What is needed: Would you transcribe the listing that follows, character for character, and omit its images?
▽
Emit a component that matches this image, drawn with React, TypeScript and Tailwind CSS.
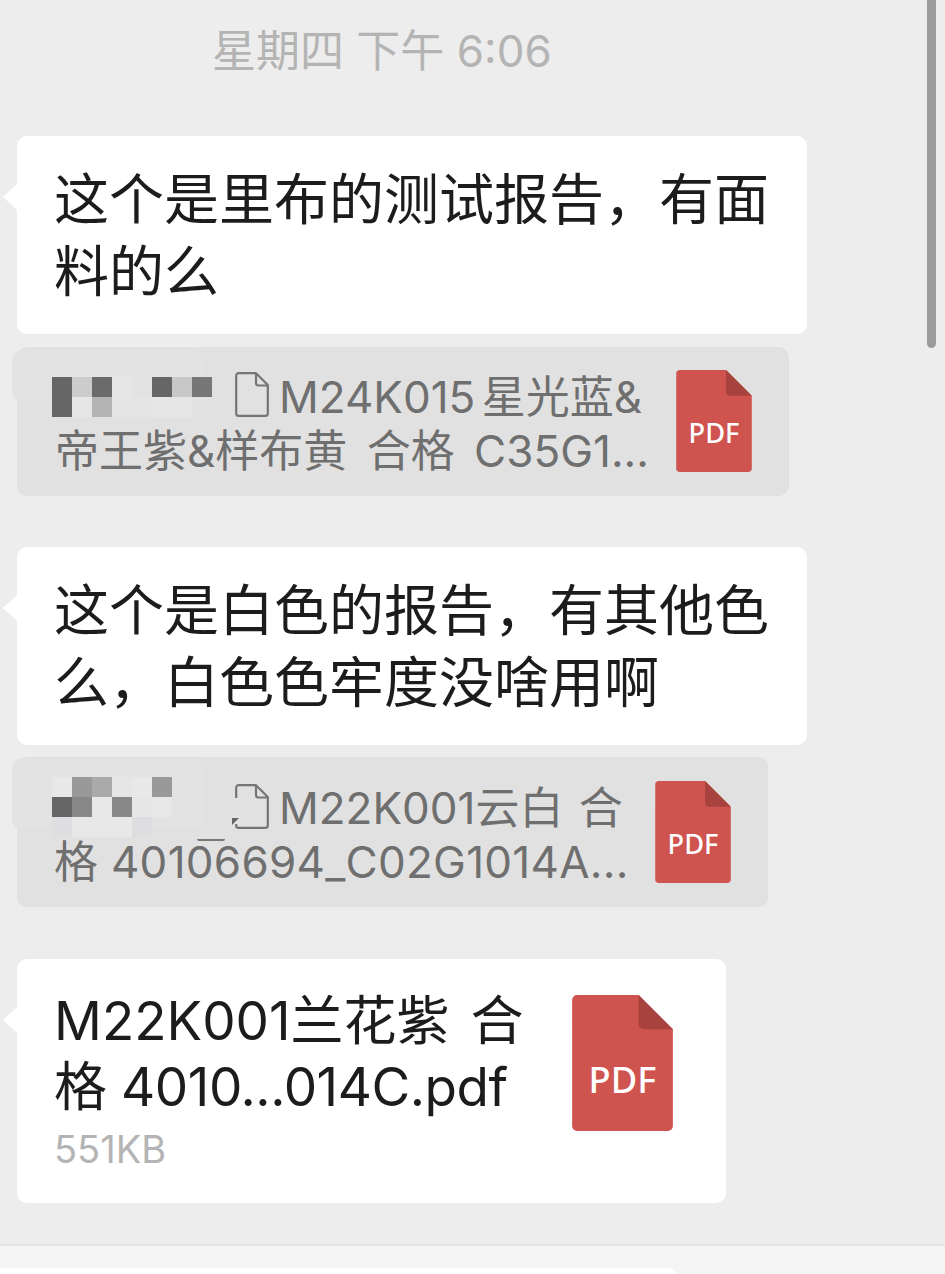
const fontStack = "font-['Inter','Noto_Sans_CJK_SC',sans-serif]";

const PdfIcon = ({ className }: { className: string }) => (
  <svg viewBox="0 0 100 135" className={className}>
    <path
      d="M5 0H66L100 34V130a5 5 0 0 1-5 5H5a5 5 0 0 1-5-5V5a5 5 0 0 1 5-5Z"
      fill="#cf534f"
    />
    <path d="M66 0L100 34H71a5 5 0 0 1-5-5Z" fill="#a8423e" />
    <text
      x="50"
      y="97"
      textAnchor="middle"
      fontSize="36"
      fontWeight="500"
      fill="#fff"
      fontFamily="'Noto Sans', sans-serif"
    >
      PDF
    </text>
  </svg>
);

const DocIcon = () => (
  <svg viewBox="0 0 34 45" className="w-[34px] h-[45px] shrink-0" fill="none" stroke="#757575" strokeWidth="2.2" strokeLinejoin="round">
    <path d="M3 1.2H21L32.8 13V41.5a2.3 2.3 0 0 1-2.3 2.3H3.5a2.3 2.3 0 0 1-2.3-2.3V3.5a2.3 2.3 0 0 1 1.8-2.3Z" />
    <path d="M21 1.2V11a2.5 2.5 0 0 0 2.5 2.5H32.8" />
  </svg>
);

const Bubble = ({ className, children }: { className: string; children: React.ReactNode }) => (
  <div className={`relative bg-white rounded-[10px] ${className}`}>
    <div className="absolute -left-[14px] top-[48px] w-0 h-0 border-y-[13px] border-y-transparent border-r-[14px] border-r-white" />
    {children}
  </div>
);

const mosaicOne = [
  "bg-[#666666]", "bg-[#cccccc]", "bg-[#6b6b6b]", "bg-[#e6e6e6]", "bg-transparent", "bg-[#666666]", "bg-[#c8c8c8]", "bg-[#777777]",
  "bg-[#666666]", "bg-[#e6e6e6]", "bg-[#b4b4b4]", "bg-[#e5e5e5]", "bg-[#e5e5e5]", "bg-[#e6e6e6]", "bg-[#e6e6e6]", "bg-transparent",
];

const mosaicTwo = [
  "bg-[#e8e8e8]", "bg-[#999999]", "bg-[#aaaaaa]", "bg-[#e6e6e6]", "bg-[#e8e8e8]", "bg-[#999999]", "bg-transparent", "bg-transparent",
  "bg-[#666666]", "bg-[#888888]", "bg-[#e8e8e8]", "bg-[#888888]", "bg-[#e6e6e6]", "bg-[#e8e8e8]", "bg-transparent", "bg-transparent",
  "bg-[#dfdfe1]", "bg-[#e8e8e8]", "bg-[#e8e8e8]", "bg-[#e8e8e8]", "bg-[#dedee0]", "bg-transparent", "bg-transparent", "bg-transparent",
];

const Mosaic = ({ cells, className = "" }: { cells: string[]; className?: string }) => (
  <div className={`grid grid-cols-[repeat(8,20px)] auto-rows-[20px] w-40 shrink-0 ${className}`}>
    {cells.map((c, i) => (
      <div key={i} className={c} />
    ))}
  </div>
);

export default function App() {
  return (
    <div className={`relative w-[945px] h-[1274px] overflow-hidden bg-[#ededed] flex flex-col ${fontStack}`}>
      <div className="absolute right-[9px] top-0 w-[9px] h-[348px] rounded-b-full bg-[#9b9b9b]" />

      <div className="flex-1 flex flex-col pl-[17px]">
        <div className="h-[136px] pt-[22px] pl-[195px] text-[44px] leading-[58px] text-[#b4b4b4]">星期四 下午 6:06</div>

        <Bubble className="w-[790px] h-[198px] pl-[37px] pt-[27px] text-[55px] leading-[72px] text-[#1c1c1c]">
          <div className="whitespace-nowrap">这个是里布的测试报告，有面</div>
          <div>料的么</div>
        </Bubble>

        <div className="relative mt-[13px] w-[772px] h-[149px] rounded-[10px] bg-[#e1e1e1] flex justify-between pl-[35px] pr-[37px] pt-[23px]">
          <div className="absolute -left-[5px] top-[4px] w-[190px] h-[50px] rounded-[8px] bg-[#e3e3e3]" />
          <div className="relative text-[#6f6f6f] text-[44px] leading-[54px] whitespace-nowrap">
            <div className="flex items-center h-[54px]">
              <Mosaic cells={mosaicOne} />
              <div className="ml-[23px] mr-[10px] -mt-[5px]"><DocIcon /></div>
              <span className="[word-spacing:-6px]">M24K015 星光蓝&amp;</span>
            </div>
            <div className="pl-[3px] [word-spacing:7px]">帝王紫&amp;样布黄 合格 C35G1...</div>
          </div>
          <PdfIcon className="w-[76px] h-[102px] shrink-0" />
        </div>

        <Bubble className="mt-[51px] w-[790px] h-[198px] pl-[37px] pt-[27px] text-[55px] leading-[72px] text-[#1c1c1c]">
          <div className="whitespace-nowrap">这个是白色的报告，有其他色</div>
          <div>么，白色色牢度没啥用啊</div>
        </Bubble>

        <div className="relative mt-[12px] w-[751px] h-[150px] rounded-[10px] bg-[#e1e1e1] flex justify-between pl-[35px] pr-[37px] pt-[24px]">
          <div className="absolute -left-[5px] top-[2px] w-[190px] h-[70px] rounded-[8px] bg-[#e3e3e3]" />
          <div className="relative text-[#6f6f6f] text-[44px] leading-[54px] whitespace-nowrap">
            <div className="flex items-center h-[54px]">
              <Mosaic cells={mosaicTwo} className="-mt-[2px]" />
              <div className="relative ml-[23px] mr-[10px] -mt-[3px]">
                <DocIcon />
                {/* the blur covers part of the icon here */}
                <div className="absolute -left-[3px] top-[14px] w-[8px] h-[26px] bg-[#e2e2e2]" />
                <div className="absolute -left-[3px] top-[34px] w-0 h-0 border-t-[7px] border-t-[#666666] border-r-[7px] border-r-transparent" />
                <div className="absolute -left-[38px] top-[55px] w-[28px] h-[2px] rounded-b-full bg-[#777777]" />
              </div>
              <span className="[word-spacing:3px]">M22K001云白 合</span>
            </div>
            <div className="pl-[2px] tracking-[0.27px]">格 40106694_C02G1014A...</div>
          </div>
          <PdfIcon className="w-[76px] h-[102px] shrink-0" />
        </div>

        <Bubble className="mt-[52px] w-[709px] h-[244px] flex justify-between pl-[37px] pr-[53px] pt-[29px]">
          <div className="text-[#1c1c1c] text-[53px] leading-[66px] whitespace-nowrap">
            <div className="[word-spacing:6px]">M22K001兰花紫 合</div>
            <div className="tracking-[-0.45px]">格 4010...014C.pdf</div>
            <div className="mt-[7px] text-[38px] leading-[44px] text-[#b4b4b4]">551KB</div>
          </div>
          <PdfIcon className="w-[101px] h-[136px] mt-[7px] shrink-0" />
        </Bubble>
      </div>

      <div className="h-[30px] border-t-2 border-[#e4e4e4] bg-[#f5f5f5]">
        <div className="mt-[22px] w-[676px] h-[8px] rounded-tr-[8px] bg-white" />
      </div>
    </div>
  );
}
△
Result of the exercise:
Emit a component that matches this image, drawn with React, TypeScript and Tailwind CSS.
const fontStack = "font-['Inter','Noto_Sans_CJK_SC',sans-serif]";

const PdfIcon = ({ className }: { className: string }) => (
  <svg viewBox="0 0 100 135" className={className}>
    <path
      d="M5 0H66L100 34V130a5 5 0 0 1-5 5H5a5 5 0 0 1-5-5V5a5 5 0 0 1 5-5Z"
      fill="#cf534f"
    />
    <path d="M66 0L100 34H71a5 5 0 0 1-5-5Z" fill="#a8423e" />
    <text
      x="50"
      y="97"
      textAnchor="middle"
      fontSize="36"
      fontWeight="500"
      fill="#fff"
      fontFamily="'Noto Sans', sans-serif"
    >
      PDF
    </text>
  </svg>
);

const DocIcon = () => (
  <svg viewBox="0 0 34 45" className="w-[34px] h-[45px] shrink-0" fill="none" stroke="#757575" strokeWidth="2.2" strokeLinejoin="round">
    <path d="M3 1.2H21L32.8 13V41.5a2.3 2.3 0 0 1-2.3 2.3H3.5a2.3 2.3 0 0 1-2.3-2.3V3.5a2.3 2.3 0 0 1 1.8-2.3Z" />
    <path d="M21 1.2V11a2.5 2.5 0 0 0 2.5 2.5H32.8" />
  </svg>
);

const Bubble = ({ className, children }: { className: string; children: React.ReactNode }) => (
  <div className={`relative bg-white rounded-[10px] ${className}`}>
    <div className="absolute -left-[14px] top-[48px] w-0 h-0 border-y-[13px] border-y-transparent border-r-[14px] border-r-white" />
    {children}
  </div>
);

const mosaicOne = [
  "bg-[#666666]", "bg-[#cccccc]", "bg-[#6b6b6b]", "bg-[#e6e6e6]", "bg-transparent", "bg-[#666666]", "bg-[#c8c8c8]", "bg-[#777777]",
  "bg-[#666666]", "bg-[#e6e6e6]", "bg-[#b4b4b4]", "bg-[#e5e5e5]", "bg-[#e5e5e5]", "bg-[#e6e6e6]", "bg-[#e6e6e6]", "bg-transparent",
];

const mosaicTwo = [
  "bg-[#e8e8e8]", "bg-[#999999]", "bg-[#aaaaaa]", "bg-[#e6e6e6]", "bg-[#e8e8e8]", "bg-[#999999]", "bg-transparent", "bg-transparent",
  "bg-[#666666]", "bg-[#888888]", "bg-[#e8e8e8]", "bg-[#888888]", "bg-[#e6e6e6]", "bg-[#e8e8e8]", "bg-transparent", "bg-transparent",
  "bg-[#dfdfe1]", "bg-[#e8e8e8]", "bg-[#e8e8e8]", "bg-[#e8e8e8]", "bg-[#dedee0]", "bg-transparent", "bg-transparent", "bg-transparent",
];

const Mosaic = ({ cells, className = "" }: { cells: string[]; className?: string }) => (
  <div className={`grid grid-cols-[repeat(8,20px)] auto-rows-[20px] w-40 shrink-0 ${className}`}>
    {cells.map((c, i) => (
      <div key={i} className={c} />
    ))}
  </div>
);

export default function App() {
  return (
    <div className={`relative w-[945px] h-[1274px] overflow-hidden bg-[#ededed] flex flex-col ${fontStack}`}>
      <div className="absolute right-[9px] top-0 w-[9px] h-[348px] rounded-b-full bg-[#9b9b9b]" />

      <div className="flex-1 flex flex-col pl-[17px]">
        <div className="h-[136px] pt-[22px] pl-[195px] text-[44px] leading-[58px] text-[#b4b4b4]">星期四 下午 6:06</div>

        <Bubble className="w-[790px] h-[198px] pl-[37px] pt-[27px] text-[55px] leading-[72px] text-[#1c1c1c]">
          <div className="whitespace-nowrap">这个是里布的测试报告，有面</div>
          <div>料的么</div>
        </Bubble>

        <div className="relative mt-[13px] w-[772px] h-[149px] rounded-[10px] bg-[#e1e1e1] flex justify-between pl-[35px] pr-[37px] pt-[23px]">
          <div className="absolute -left-[5px] top-[4px] w-[190px] h-[50px] rounded-[8px] bg-[#e3e3e3]" />
          <div className="relative text-[#6f6f6f] text-[44px] leading-[54px] whitespace-nowrap">
            <div className="flex items-center h-[54px]">
              <Mosaic cells={mosaicOne} />
              <div className="ml-[23px] mr-[10px] -mt-[5px]"><DocIcon /></div>
              <span className="[word-spacing:-6px]">M24K015 星光蓝&amp;</span>
            </div>
            <div className="pl-[3px] [word-spacing:7px]">帝王紫&amp;样布黄 合格 C35G1...</div>
          </div>
          <PdfIcon className="w-[76px] h-[102px] shrink-0" />
        </div>

        <Bubble className="mt-[51px] w-[790px] h-[198px] pl-[37px] pt-[27px] text-[55px] leading-[72px] text-[#1c1c1c]">
          <div className="whitespace-nowrap">这个是白色的报告，有其他色</div>
          <div>么，白色色牢度没啥用啊</div>
        </Bubble>

        <div className="relative mt-[12px] w-[751px] h-[150px] rounded-[10px] bg-[#e1e1e1] flex justify-between pl-[35px] pr-[37px] pt-[24px]">
          <div className="absolute -left-[5px] top-[2px] w-[190px] h-[70px] rounded-[8px] bg-[#e3e3e3]" />
          <div className="relative text-[#6f6f6f] text-[44px] leading-[54px] whitespace-nowrap">
            <div className="flex items-center h-[54px]">
              <Mosaic cells={mosaicTwo} className="-mt-[2px]" />
              <div className="relative ml-[23px] mr-[10px] -mt-[3px]">
                <DocIcon />
                {/* the blur covers part of the icon here */}
                <div className="absolute -left-[3px] top-[14px] w-[8px] h-[26px] bg-[#e2e2e2]" />
                <div className="absolute -left-[3px] top-[34px] w-0 h-0 border-t-[7px] border-t-[#666666] border-r-[7px] border-r-transparent" />
                <div className="absolute -left-[38px] top-[55px] w-[28px] h-[2px] rounded-b-full bg-[#777777]" />
              </div>
              <span className="[word-spacing:3px]">M22K001云白 合</span>
            </div>
            <div className="pl-[2px] tracking-[0.27px]">格 40106694_C02G1014A...</div>
          </div>
          <PdfIcon className="w-[76px] h-[102px] shrink-0" />
        </div>

        <Bubble className="mt-[52px] w-[709px] h-[244px] flex justify-between pl-[37px] pr-[53px] pt-[29px]">
          <div className="text-[#1c1c1c] text-[53px] leading-[66px] whitespace-nowrap">
            <div className="[word-spacing:6px]">M22K001兰花紫 合</div>
            <div className="tracking-[-0.45px]">格 4010...014C.pdf</div>
            <div className="mt-[7px] text-[38px] leading-[44px] text-[#b4b4b4]">551KB</div>
          </div>
          <PdfIcon className="w-[101px] h-[136px] mt-[7px] shrink-0" />
        </Bubble>
      </div>

      <div className="h-[30px] border-t-2 border-[#e4e4e4] bg-[#f5f5f5]">
        <div className="mt-[22px] w-[676px] h-[8px] rounded-tr-[8px] bg-white" />
      </div>
    </div>
  );
}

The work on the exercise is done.